Le sénateur Robichaud : Raison de plus pour aller plus au fond.

M. LeBlanc : Étant du Nouveau-Brunswick, j'ai effectivement pu observer les bienfaits des transferts et de tous les avancements que les communautés ont pu faire grâce à ce programme. C'est pour cela que les travaux que vous pourriez faire sur le sujet, il faut comprenne en considération que le programme ou l'argent qui est destiné aux communautés minoritaires de langue officielle est très important. C'est pour cela que nous croyons que les commissions, les conseils scolaires devraient être intégrés et c'est pour cela que j'aimerais réitérer ce que mon collègue Daniel avançait. Potentiellement, vous êtes dans une meilleure position que nous pour faire avancer le dossier.

Le sénateur Mockler : On devrait prendre l'exemple du Nouveau-Brunswick.

La présidente : On le prendra peut-être, sénateur.
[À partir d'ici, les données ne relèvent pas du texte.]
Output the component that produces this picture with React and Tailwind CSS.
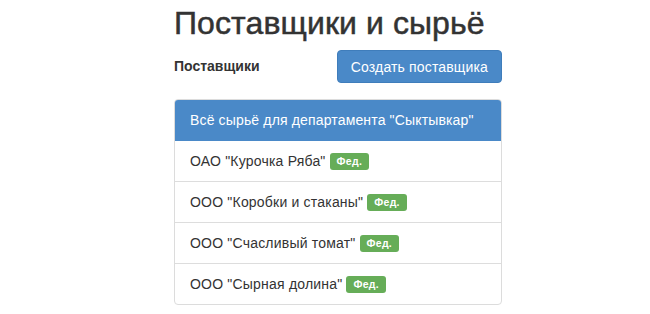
export default function App() {
  const items = [
    'ОАО "Курочка Ряба"',
    'ООО "Коробки и стаканы"',
    'ООО "Счасливый томат"',
    'ООО "Сырная долина"',
  ];
  return (
    <div className="min-h-[314px] bg-white text-[#333] pl-[174px]" style={{ fontFamily: '"Liberation Sans", Arial, sans-serif' }}>
      <div className="w-[328px]">
        <h1 className="pt-[5px] text-[32px] leading-[36px] font-medium m-0 tracking-[0.1px] [-webkit-text-stroke:0.5px_#333]">Поставщики и сырьё</h1>
        <div className="mt-[9px] flex items-center justify-between">
          <span className="text-[14px] font-bold">Поставщики</span>
          <button className="h-[33px] px-[13px] rounded-[4px] bg-[#4a89c8] border border-[#3f7dbb] text-white text-[14px] leading-[20px] tracking-[0.15px]">
            Создать поставщика
          </button>
        </div>
        <div className="mt-[16px] rounded-[4px] border border-[#dcdcdc] overflow-hidden">
          <div className="bg-[#4a89c8] text-white text-[14px] leading-[20px] px-[15px] py-[10px] border-b border-[#4a89c8] tracking-[0.15px]">
            Всё сырьё для департамента "Сыктывкар"
          </div>
          {items.map((t, i) => (
            <div
              key={i}
              className={`px-[15px] py-[10px] text-[14px] leading-[20px] flex items-center tracking-[0.2px] ${i > 0 ? 'border-t border-[#dddddd]' : ''}`}
            >
              <span>{t}</span>
              <span className="ml-[4px] bg-[#66ad58] text-white text-[10.5px] font-bold leading-[12px] rounded-[3px] px-[7px] pt-[2px] pb-[3px] tracking-[0.3px]">
                Фед.
              </span>
            </div>
          ))}
        </div>
      </div>
    </div>
  );
}
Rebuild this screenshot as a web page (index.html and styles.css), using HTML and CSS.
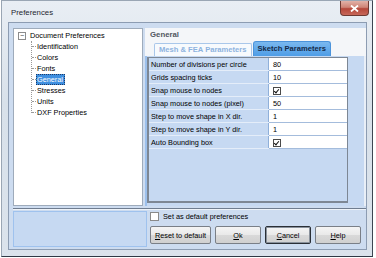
FILE: index.html
```html
<!DOCTYPE html>
<html lang="en">
<head>
    <meta charset="UTF-8">
    <title>Preferences</title>
    <link rel="stylesheet" href="styles.css">
</head>
<body>
    <div class="window">
        <div class="titlebar">
            <span class="title">Preferences</span>
            <button class="close-btn" aria-label="Close">
                <svg width="9" height="7" viewBox="0 0 9 7"><path d="M1 0.5 L8 6.5 M8 0.5 L1 6.5" stroke="#fff" stroke-width="1.8"/></svg>
            </button>
        </div>
        <div class="client">
            <div class="main">
                <div class="tree">
                    <div class="tree-root"><span class="expander">−</span>Document Preferences</div>
                    <ul class="tree-children">
                        <li>Identification</li>
                        <li>Colors</li>
                        <li>Fonts</li>
                        <li><span class="selected">General</span></li>
                        <li>Stresses</li>
                        <li>Units</li>
                        <li>DXF Properties</li>
                    </ul>
                </div>
                <div class="panel">
                    <div class="panel-title">General</div>
                    <div class="tabs">
                        <div class="tab">Mesh &amp; FEA Parameters</div>
                        <div class="tab active">Sketch Parameters</div>
                    </div>
                    <div class="tab-page">
                        <div class="grid">
                            <table>
                                <tr><td class="name">Number of divisions per circle</td><td class="value">80</td></tr>
                                <tr><td class="name">Grids spacing ticks</td><td class="value">10</td></tr>
                                <tr><td class="name">Snap mouse to nodes</td><td class="value"><span class="check"></span></td></tr>
                                <tr><td class="name">Snap mouse to nodes (pixel)</td><td class="value">50</td></tr>
                                <tr><td class="name">Step to move shape in X dir.</td><td class="value">1</td></tr>
                                <tr><td class="name">Step to move shape in Y dir.</td><td class="value">1</td></tr>
                                <tr><td class="name">Auto Bounding box</td><td class="value"><span class="check"></span></td></tr>
                            </table>
                        </div>
                    </div>
                </div>
            </div>
            <div class="separator"></div>
            <div class="bottom">
                <div class="info-box"></div>
                <div class="actions">
                    <label class="default-check"><span class="box"></span>Set as default preferences</label>
                    <div class="buttons">
                        <button class="btn btn-wide"><u>R</u>eset to default</button>
                        <button class="btn"><u>O</u>k</button>
                        <button class="btn btn-default"><u>C</u>ancel</button>
                        <button class="btn"><u>H</u>elp</button>
                    </div>
                </div>
            </div>
        </div>
    </div>
</body>
</html>
```

FILE: styles.css
```css
body {
    margin: 0;
    background-color: #ffffff;
    font-family: 'Liberation Sans', Arial, sans-serif;
    font-size: 7.3px;
    color: #000000;
}
.window {
    width: 370px;
    height: 255px;
    margin-left: 1px;
    border: 1px solid #9aa6b4;
    border-right-color: #3d4652;
    border-bottom-color: #2f3945;
    background: linear-gradient(180deg, #e9eef4 0%, #d8e1ea 40%, #dbe3ec 100%);
    display: flex;
    flex-direction: column;
}
.titlebar {
    height: 21px;
    display: flex;
    align-items: flex-start;
}
.title {
    margin: 7px 0 0 9px;
    font-size: 7.8px;
    color: #1e2530;
}
.close-btn {
    margin-left: auto;
    margin-right: 3px;
    width: 29px;
    height: 15px;
    padding: 0;
    border: 1px solid #6e3a33;
    border-top: none;
    border-radius: 0 0 4px 4px;
    background: linear-gradient(180deg, #e2b2a8 0%, #cf8476 45%, #b5473a 55%, #c7685a 100%);
    display: flex;
    align-items: center;
    justify-content: center;
}
.client {
    margin: 0 5px 0 6px;
    height: 226px;
    border: 1px solid #8c9cb2;
    background-color: #cddcf0;
    display: flex;
    flex-direction: column;
}
.main {
    height: 178px;
    margin-top: 5px;
    padding-left: 4px;
    display: flex;
}
.tree {
    width: 128px;
    border: 1px solid #9eabbb;
    background-color: #ffffff;
    padding-top: 1px;
}
.tree-root {
    height: 11px;
    line-height: 11px;
    display: flex;
    align-items: center;
    padding-left: 4px;
}
.expander {
    width: 6px;
    height: 6px;
    border: 1px solid #8c8c8c;
    margin-right: 4px;
    font-size: 7px;
    line-height: 5px;
    text-align: center;
    color: #333;
}
.tree-children {
    list-style: none;
    margin: 0 0 0 17px;
    padding: 0;
    position: relative;
}
.tree-children::before {
    content: '';
    position: absolute;
    left: 0;
    top: 0;
    bottom: 5px;
    border-left: 1px dotted #9a9a9a;
}
.tree-children li {
    height: 11px;
    line-height: 11px;
    padding-left: 6px;
    position: relative;
}
.tree-children li::before {
    content: '';
    position: absolute;
    left: 1px;
    top: 5px;
    width: 4px;
    border-top: 1px dotted #9a9a9a;
}
.selected {
    display: inline-block;
    margin-left: -1px;
    padding: 0 2px 0 1px;
    background-color: #3f8fe0;
    color: #ffffff;
    outline: 1px dotted #1d3b66;
    outline-offset: -1px;
}
.panel {
    flex: 1;
    margin-left: 2px;
    display: flex;
    flex-direction: column;
    background-color: #f4f6f9;
}
.panel-title {
    height: 14px;
    line-height: 14px;
    padding-left: 5px;
    font-size: 7.8px;
    font-weight: bold;
    color: #505660;
}
.tabs {
    height: 14px;
    display: flex;
    align-items: flex-end;
    padding-left: 9px;
}
.tab {
    height: 12px;
    line-height: 12px;
    padding: 0 4px;
    border: 1px solid #a9c7ea;
    border-bottom: none;
    border-radius: 2px 2px 0 0;
    background-color: #f7fafd;
    color: #8eb3df;
    font-weight: bold;
    font-size: 7.6px;
}
.tab.active {
    height: 14px;
    line-height: 14px;
    margin-left: 1px;
    border-color: #4b93db;
    background: linear-gradient(180deg, #7ab8ef 0%, #4e9de6 100%);
    color: #152a48;
    border-radius: 3px 3px 0 0;
}
.tab-page {
    flex: 1;
    background-color: #c6d9f2;
    border-left: 2px solid #9cc0ec;
    border-right: 2px solid #e9eff7;
    padding: 1px 16px 3px 0;
    display: flex;
}
.grid {
    flex: 1;
    border: 1px solid #7d8794;
    border-left-width: 2px;
    border-bottom-width: 2px;
    background-color: #c6d9f2;
}
table {
    width: 100%;
    border-collapse: collapse;
}
td {
    height: 12px;
    padding: 0 0 0 2px;
    border-bottom: 1px solid #a4bcdc;
    white-space: nowrap;
}
td.name {
    width: 117px;
    border-bottom-color: #e4edf9;
    border-right: 1px solid #8fb0da;
}
td.value {
    background-color: #ffffff;
    padding-left: 4px;
}
.check {
    display: inline-block;
    width: 6px;
    height: 6px;
    border: 1px solid #4a4a4a;
    vertical-align: middle;
    position: relative;
    background-color: #fff;
}
.check::after {
    content: '';
    position: absolute;
    left: 1px;
    top: 0;
    width: 2px;
    height: 4px;
    border: solid #111;
    border-width: 0 1.5px 1.5px 0;
    transform: rotate(40deg);
}
.separator {
    margin: 2px 0 0 4px;
    border-top: 1px solid #6f7d90;
    border-bottom: 1px solid #eef3f9;
}
.bottom {
    flex: 1;
    display: flex;
    padding: 1px 0 2px 4px;
}
.info-box {
    width: 132px;
    border: 1px solid #9fc2ee;
    background-color: #c6d9f2;
}
.actions {
    flex: 1;
    padding-left: 3px;
    display: flex;
    flex-direction: column;
}
.default-check {
    display: flex;
    align-items: center;
    height: 10px;
    margin-top: 0;
}
.box {
    width: 7px;
    height: 7px;
    border: 1px solid #8a8a8a;
    background-color: #ffffff;
    margin-right: 4px;
}
.buttons {
    display: flex;
    gap: 4px;
    margin-top: 5px;
}
.btn {
    width: 46px;
    height: 18px;
    padding: 0;
    border: 1px solid #7a7f87;
    border-radius: 2px;
    background: linear-gradient(180deg, #f5f5f5 0%, #e9e9e9 50%, #d9d9d9 51%, #d0d0d0 100%);
    font-family: 'Liberation Sans', Arial, sans-serif;
    font-size: 7.3px;
    color: #000000;
}
.btn-wide {
    width: 61px;
}
.btn-default {
    border: 1px solid #2a2f36;
    box-shadow: inset 0 0 0 1px #8a929c;
}
```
Sur ce, j'aimerais très sincèrement vous remercier. C'est la deuxième année qu'un groupe d'étudiants vient nous faire une présentation et qu'il intègre à l'intérieur de ses cours un sujet qui touche de très près les communautés de langue officielle en situation minoritaire.

Je tiens à remercier votre professeur, ainsi que vous, les étudiants, qui prenez cet aspect à cœur, qui faites la recherche avec intérêt et aussi avec justice, parce que vous essayez — vous l'aviez fait la dernière fois de même que cette fois-ci — de toujours voir les deux côtés de la médaille. J'aimerais aussi remercier les membres du Comité sénatorial permanent des langues officielles d'avoir accepté d'inclure dans notre plan de travail — et j'en remercie le sénateur Fortin-Duplessis, du Sous-comité du programme et de la procédure — la comparution des étudiants.

Vous avez entendu ce qui s'est dit autour de la table, alors nous continuons, et la semaine prochaine, nous discuterons à nouveau des travaux futurs du comité. Nous aurons à discuter de votre comparution pour voir ce que le comité décidera de faire.